The COVID-19 vaccine Beijing manufacturing plant of leading Chinese vaccine producer Sinovac Photo: Li Hao/GT
Chinese inactivated vaccines are effective for all coronavirus mutants spread to China from overseas in recent outbreaks, according to lab tests conducted by Chinese scientists, Shao Yiming, a leading expert advising on China's vaccine research and development, told the Global Times in an exclusive interview, noting that China is prepared for wider mutations and is able to redesign an inactivated vaccine against the mutants in as quickly as two months.
Preliminary lab results show that antibodies produced by Chinese inactivated COVID-19 vaccines can neutralize the existing variants found in the UK and South Africa, though the efficacy is slightly weakened, Shao, an expert at the Chinese Center for Disease Control and Prevention, also a member of the Product Development for Vaccine Advisory Committee of the World Health Organization (WHO), elaborated.
Chinese scientists are working with vaccine producers to study mutations, and lab studies are underway to understand the potential implications for Chinese vaccines.
"The current generation of vaccines alone is not enough to stop the virus completely, as virus mutation has been a long-standing challenge. A vaccine is normally effective against homologous viruses but less effective against non-homologous viruses by various degrees, according to data on the antibody level after injection. But it does not mean the vaccine is completely ineffective against the virus," Shao told the Global Times.
"In the case of the flu vaccine, we consider to design a new vaccine only when the antibody titer level drops to less than half of the level. But for the coronavirus vaccine, the threshold for a redesign has not yet been confirmed," he noted.
Chinese vaccine manufactures and scientists are now assessing the necessity to redesign vaccines against new mutants. Even in the worst case scenario, the inactivated vaccines could be redesigned and tweaked for a better fit in around two months, said Shao. "But other technological routes may not be as fast."
The manufacturers only need to replace the seed virus in the fermenter with the mutated one; the whole process does not require much adjustment, Shao said.
Compared with other types of vaccines, inactivated vaccines in China and the mRNA vaccines widely used in the West are the two that respond the most quickly and effectively to mutants.
But the redesign of the inactivated vaccines may take one month longer compared to the mRNA vaccine which is developed by chemical synthesis. The inactivated one follows a biological process which takes time to breed the replaced cells, Shao noted.

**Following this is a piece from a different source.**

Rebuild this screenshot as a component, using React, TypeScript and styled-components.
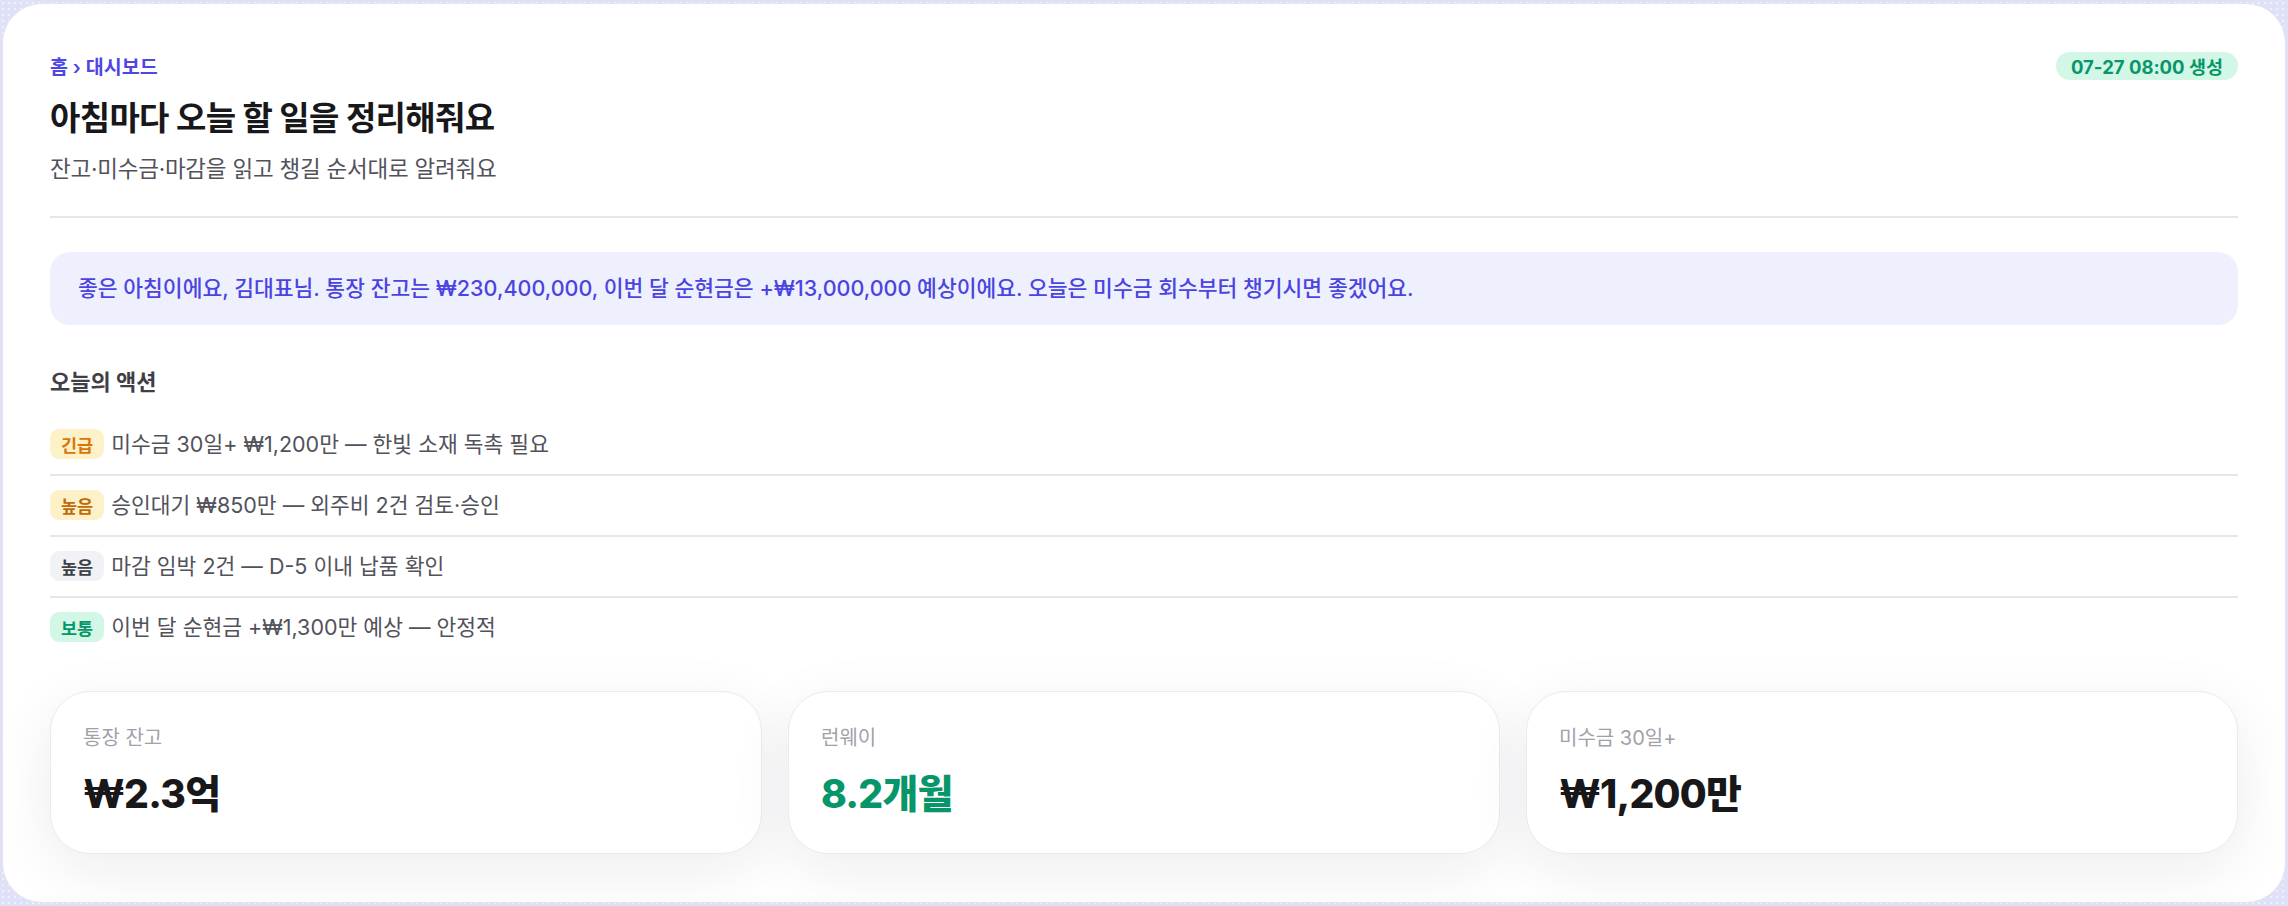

Chinese drug authorities had obtained the final-stage data of Chinese-developed inactivated vaccines as early as late October, ahead of most countries, Shao, who participated in vaccine data analysis and approval, told the Global Times, stressing that Chinese regulators made a scientific and independent review free of political and public pressure, unlike some Western countries.
Unlike in the US, Chinese vaccine manufacturers are not allowed to publish data without official approval. This is to create an independent space for Chinese scientists to make sober and objective decisions over conditional approval, Shao, who was involved in dozens of vaccine R&D consultations since early 2020, told the Global Times.
The Chinese drug regulator issued the conditional market approval of its first coronavirus vaccine, with basic data released to the public, at the end of December, two months after the application.
China's drug regulator has always followed the protocol of "no compromise in standards, no skip or delay in procedures," Shao said, refuting Western media's claim that the Chinese regulator obscured and dragged the approval process.
"We all work around the clock to review the data and gathered online for discussions even late at night, but we never relax standards to meet public expectations."
In contrast, the vaccine review process in some Western countries such as the US has been going with political pressure - electoral votes. That partly prompted the US Food and Drug Administration panel to speed up the approval process, the expert said.
"Those outside interference made it difficult for the FDA to make a completely independent and rational decision."
The US FDA approved
Pfizer's COVID-19 vaccine for emergency use on December 11, 2020, only three weeks after it received the application in November 20, according to media reports.